The section of public road alongside the southern shore of Loch Carron has been periodically subject to landslides and rockfalls – sometimes forcing motorists into a 140-mile diversion.

The last major landslip resulted in the road being closed for four months in order to enable remedial works to the rock slopes.

A Highland Council spokesman said: Temporary closure of the road forces both road and rail users to undertake a major temporary road diversion resulting in significant additional transport costs to businesses and organisations, both in the locality and further afield.

“In order to assess the potential issues more clearly, Highland Council has appointed [consultants] URS to carry out a transport assessment addressing the problem of rock fall on the A890 Stromeferry Bypass and how this affects both businesses and other organisations.

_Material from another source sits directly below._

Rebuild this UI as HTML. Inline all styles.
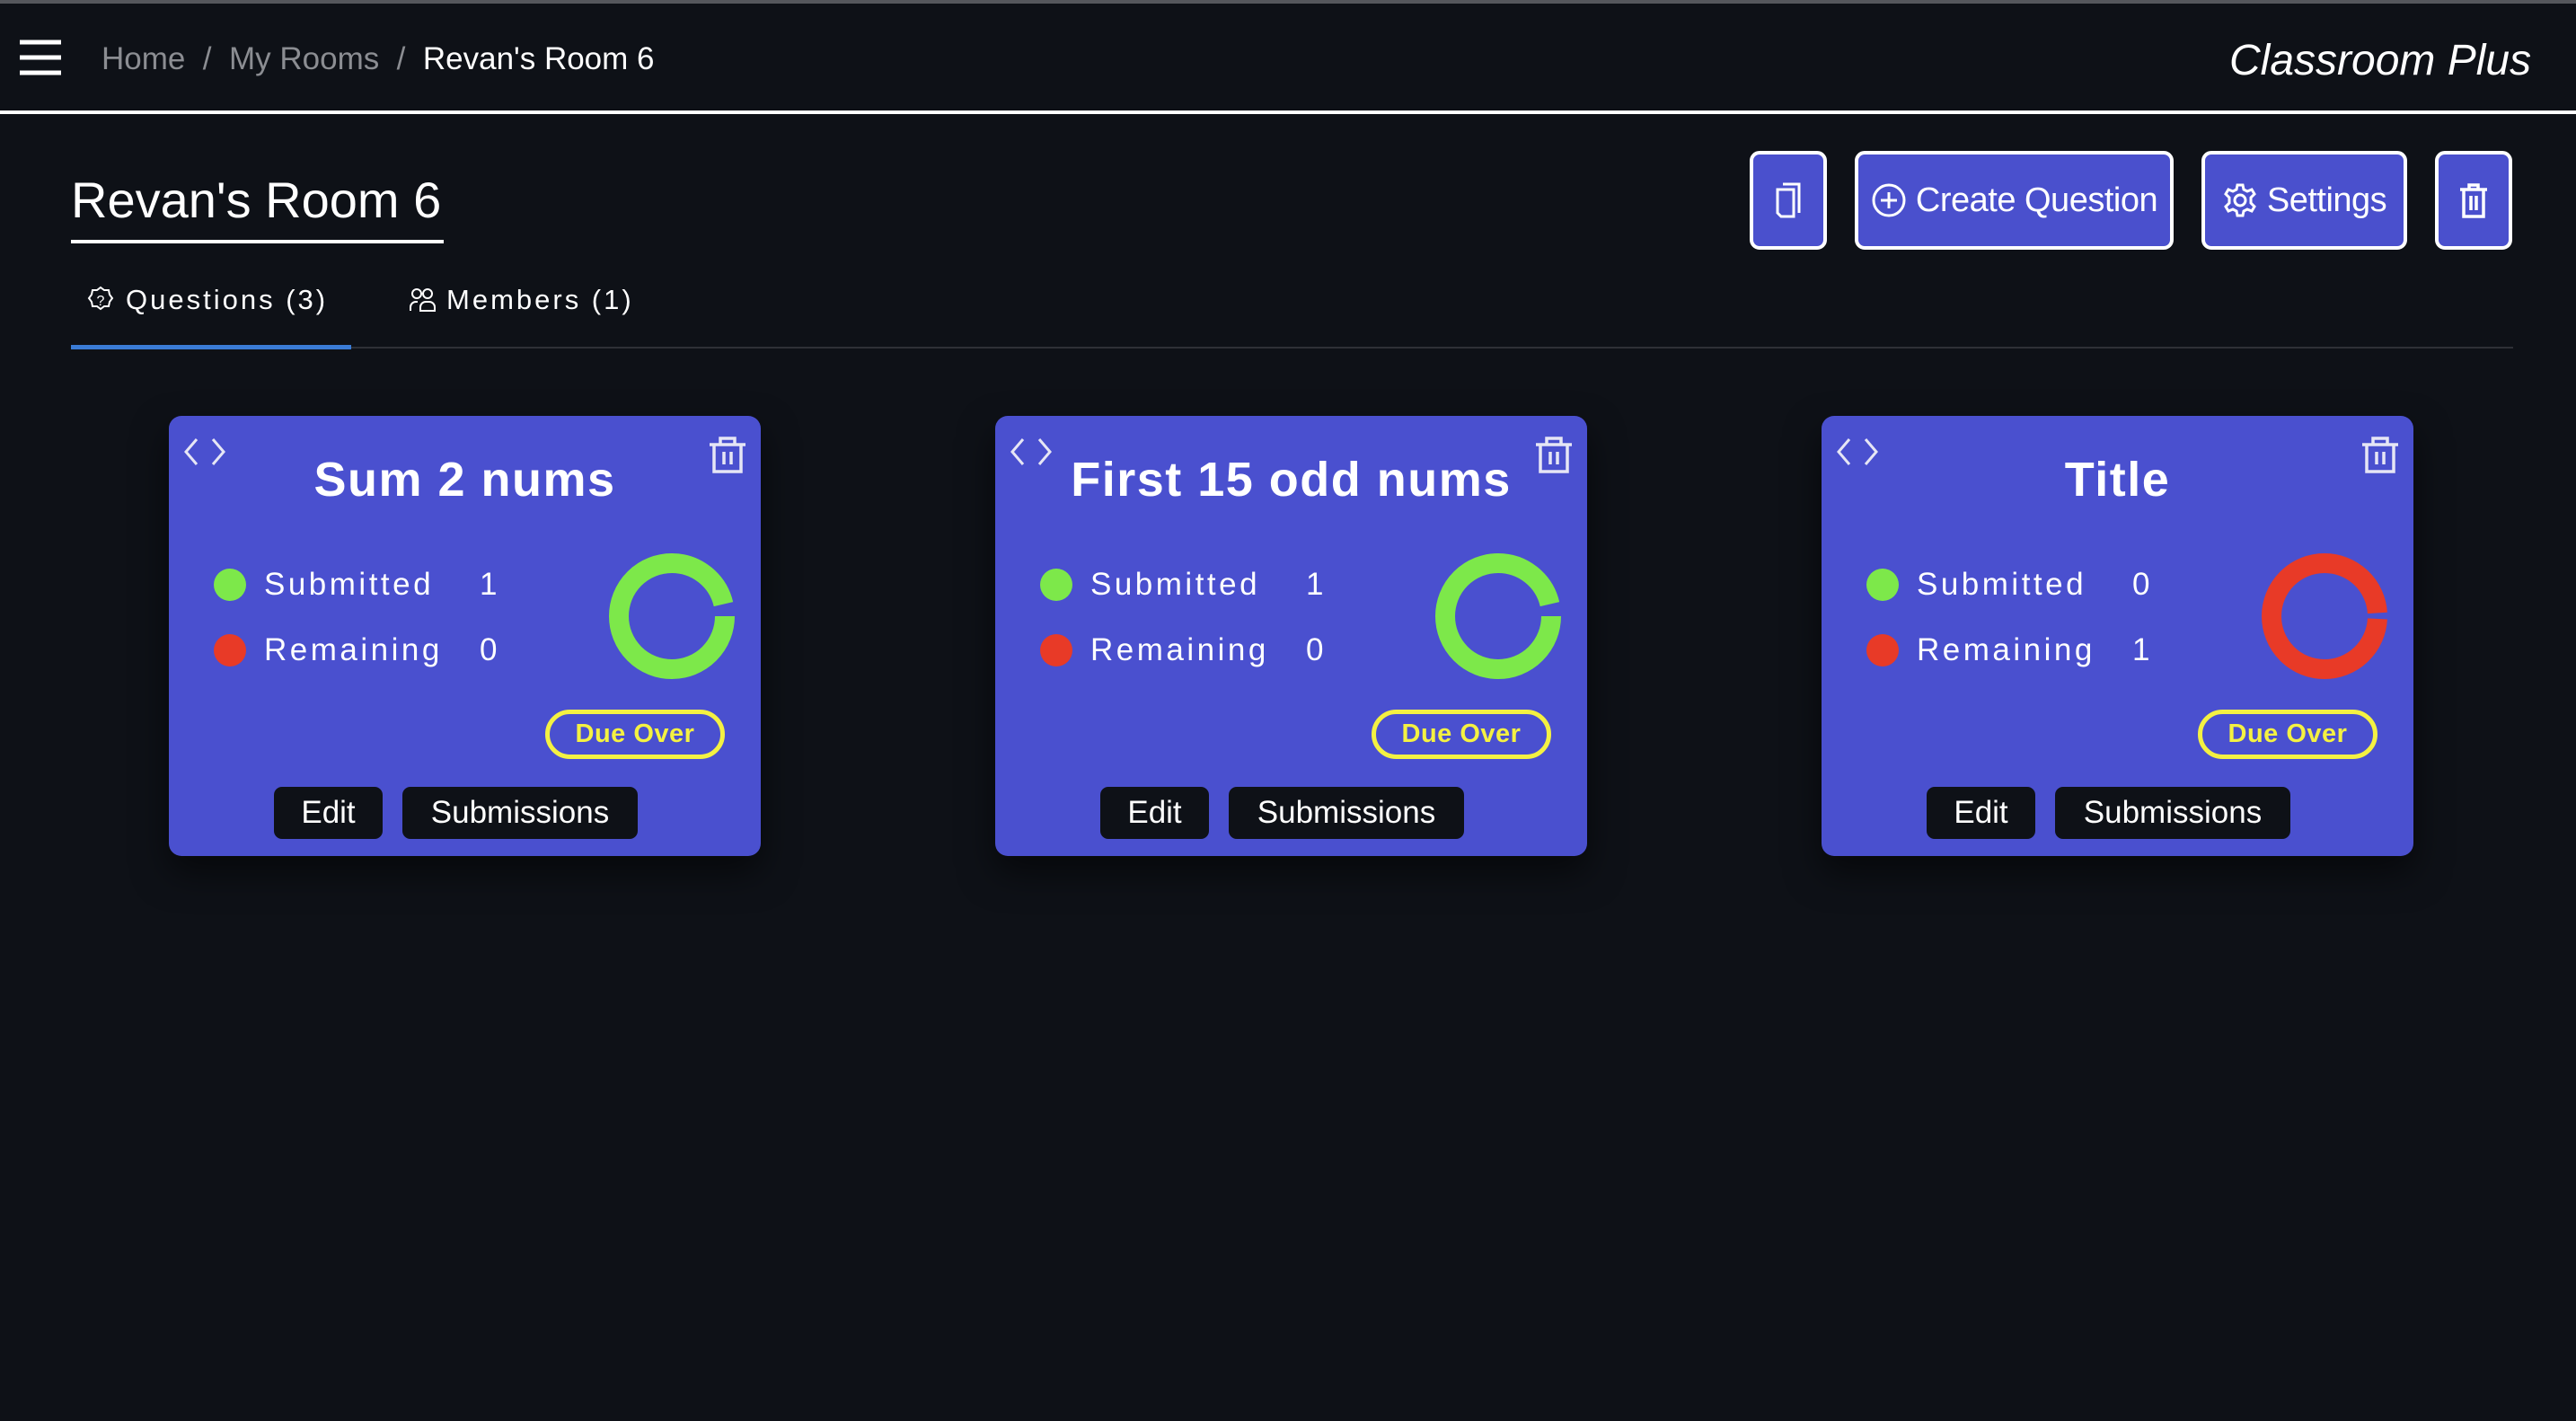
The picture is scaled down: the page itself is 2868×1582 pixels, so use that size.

“The council and URS are inviting businesses and organisations to contribute to this strategically critical transport study.”

When 100 tonnes of rock fell on the road in December 2011 a temporary road was placed along the railway line using rubber matting and a ferry had to be brought in to help children get to school.

It wasn’t until 23 April last year when it was reopened, costing Highland Council £2.8million to deal with.

The alternatives being looked at and include building a bridge or causeway across the Strome narrows, driving a new road inland or substantially upgrading the existing route.

However the cost could reach over £100 million and work may take up to three years to get under way.

The bridge is costed at £60m, a 1.2 mile tunnel is valued at £94m and a new, longer bypass runs to about £23m.

Stabilising the rock face next to the Stromeferry bypass at £69 million and a £109m project involving cutting rock from the hillside and widening the road.

Dumping tonnes of rock into Loch Carron to give enough space for a new stretch of road next to the nearby railway line has been estimated at £115m.

The A890 helps to connect Lochcarron to Plockton, and its high school, and eventually with Kyle, on the opposite side of Loch Carron.

The road runs across the top of the sea loch to link up with the A896, the main road to Lochcarron.

While the bypass was closed, drivers face having to take a 140-mile diversion, instead of the usual 18 miles from Lochcarron to Plockton.